High Court Karnataka High Court

The Divisional Controller, … vs C.A. Erappa on 12 December, 2002

Karnataka High Court
The Divisional Controller, … vs C.A. Erappa on 12 December, 2002
Equivalent citations: 2003 (97) FLR 958, 2003 (2) KarLJ 341, (2003) IILLJ 330 Kant
Bench: G Bharuka, S Majage


JUDGMENT

1. The Transport Corporation, being aggrieved by the order of the learned Single Judge refusing to interfere with the award passed by the Labour Court, has preferred this intra-Court appeal.

2. It is not in dispute that the Corporation under its letter dated 11-4-1995 (Ex. W. 1) had proposed to the respondent to engage him as conductor on daily wage basis for a sum of Rs. 46/- per day against short-term vacancy as a substitute in place of regular employee who may be placed under suspension pending enquiry or remaining absent to the duty unauthorisedly. The respondent agreed to the proposal. As such his name was included in the list of daily wagers. Subsequently, as and when occasion arose, his services were utilised by the Corporation as a substitute. Annexure-J to the interlocutory application filed on 3-9-2002 gives details of the days on which services of the respondent were utilised. Subsequently, on review of work performance of daily wagers including the respondent, the Appointing Authority found the same to be unsatisfactory. Therefore, he by order dated 2-9-1997 (Ex. M. 8) directed for removal of their names from the list of daily wagers.

2-A. It is a matter of record that at least from 23-11-1996, services of the respondent were not taken on by the Corporation as a substitute. After almost 4 years from the date of removal of his name from the list of daily wagers, the respondent approached and persuaded the Government to refer the purported dispute before the Labour Court. Accordingly, the Government under its order dated 22-3-2000 referred the following questions to the Labour Court for adjudication.–

“(i) Is the applicant a workman under the provisions of the Industrial Disputes Act, 1947?

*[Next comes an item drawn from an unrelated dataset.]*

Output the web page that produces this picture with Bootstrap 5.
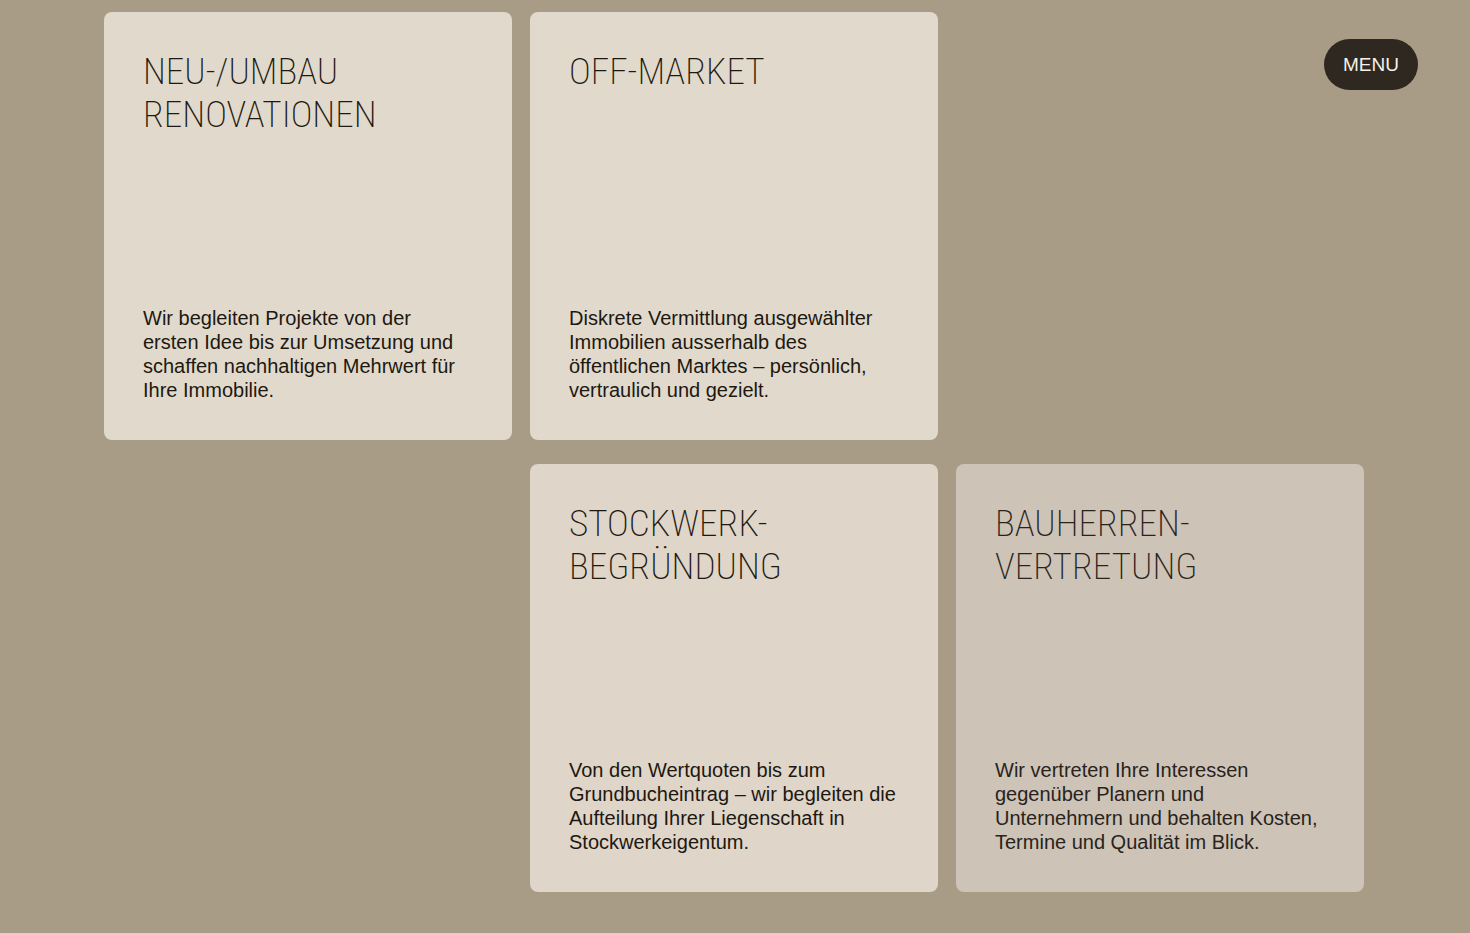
<!DOCTYPE html>
<html lang="de">
<head>
<meta charset="utf-8">
<meta name="viewport" content="width=device-width, initial-scale=1">
<title>Leistungen</title>
<link href="https://cdn.jsdelivr.net/npm/bootstrap@5.3.0/dist/css/bootstrap.min.css" rel="stylesheet">
<style>
  body {
    background: #a99c87;
    color: #1d1810;
    font-family: "Liberation Sans", Arial, sans-serif;
  }
  .services { padding: 12px 24px 40px; }
  .services .row { --bs-gutter-x: 18px; --bs-gutter-y: 24px; }
  .service {
    --bs-card-bg: #e1dacc;
    --bs-card-color: #1d1810;
    --bs-card-border-width: 0;
    --bs-card-border-radius: 8px;
    --bs-card-spacer-x: 39px;
    --bs-card-spacer-y: 38px;
    min-height: 428px;
  }
  .service-rose { --bs-card-bg: #dfd5c8; }
  .service-stone { --bs-card-bg: #cdc4b7; --bs-card-color: #29231c; }
  .service .card-title {
    font: 200 37px/43px "Roboto Condensed", "Liberation Sans", sans-serif;
  }
  .service .card-text { font-size: 20px; line-height: 24px; }
  .menu-btn {
    --bs-btn-bg: #2f2820;
    --bs-btn-color: #f6f1e8;
    --bs-btn-hover-bg: #453c31;
    --bs-btn-hover-color: #f6f1e8;
    --bs-btn-border-width: 0;
    --bs-btn-font-size: 19px;
    --bs-btn-line-height: 27px;
    --bs-btn-padding-x: 19px;
    --bs-btn-padding-y: 12px;
    top: 39px;
    right: 52px;
    z-index: 1030;
  }
  @media (min-width: 1200px) {
    .services { padding-left: 104px; padding-right: 106px; }
  }
</style>
</head>
<body>
<button type="button" class="btn menu-btn rounded-pill position-fixed">MENU</button>

<main class="container-fluid services">
  <div class="row">
    <div class="col-12 col-md-6 col-xl-4">
      <article class="card service h-100">
        <div class="card-body d-flex flex-column justify-content-between">
          <h2 class="card-title mb-0">NEU-/UMBAU<br>RENOVATIONEN</h2>
          <p class="card-text">Wir begleiten Projekte von der<br>ersten Idee bis zur Umsetzung und<br>schaffen nachhaltigen Mehrwert für<br>Ihre Immobilie.</p>
        </div>
      </article>
    </div>
    <div class="col-12 col-md-6 col-xl-4">
      <article class="card service h-100">
        <div class="card-body d-flex flex-column justify-content-between">
          <h2 class="card-title mb-0">OFF-MARKET</h2>
          <p class="card-text">Diskrete Vermittlung ausgewählter<br>Immobilien ausserhalb des<br>öffentlichen Marktes – persönlich,<br>vertraulich und gezielt.</p>
        </div>
      </article>
    </div>
    <div class="w-100 d-none d-xl-block mt-0"></div>
    <div class="col-12 col-md-6 col-xl-4 offset-xl-4">
      <article class="card service service-rose h-100">
        <div class="card-body d-flex flex-column justify-content-between">
          <h2 class="card-title mb-0">STOCKWERK-<br>BEGRÜNDUNG</h2>
          <p class="card-text">Von den Wertquoten bis zum<br>Grundbucheintrag – wir begleiten die<br>Aufteilung Ihrer Liegenschaft in<br>Stockwerkeigentum.</p>
        </div>
      </article>
    </div>
    <div class="col-12 col-md-6 col-xl-4">
      <article class="card service service-stone h-100">
        <div class="card-body d-flex flex-column justify-content-between">
          <h2 class="card-title mb-0">BAUHERREN-<br>VERTRETUNG</h2>
          <p class="card-text">Wir vertreten Ihre Interessen<br>gegenüber Planern und<br>Unternehmern und behalten Kosten,<br>Termine und Qualität im Blick.</p>
        </div>
      </article>
    </div>
  </div>
</main>
<script src="https://cdn.jsdelivr.net/npm/bootstrap@5.3.0/dist/js/bootstrap.bundle.min.js"></script>
</body>
</html>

(ii) Is the place where applicant was working/worked an Industrial Establishment or the Establishment/Industry?

(iii) Is the applicant entitled to the relief under Section 19 of the Administrative Tribunal Act or under Article 226 of the Constitution?

(iv) Whether the management Divisional Controller, Karnataka State Road Transport Corporation, Mangalore, was legally justified in terminating the services of C.A. Erappa with effect from 23-11-1996?

(v) If not, then to what relief the workman is entitled to?”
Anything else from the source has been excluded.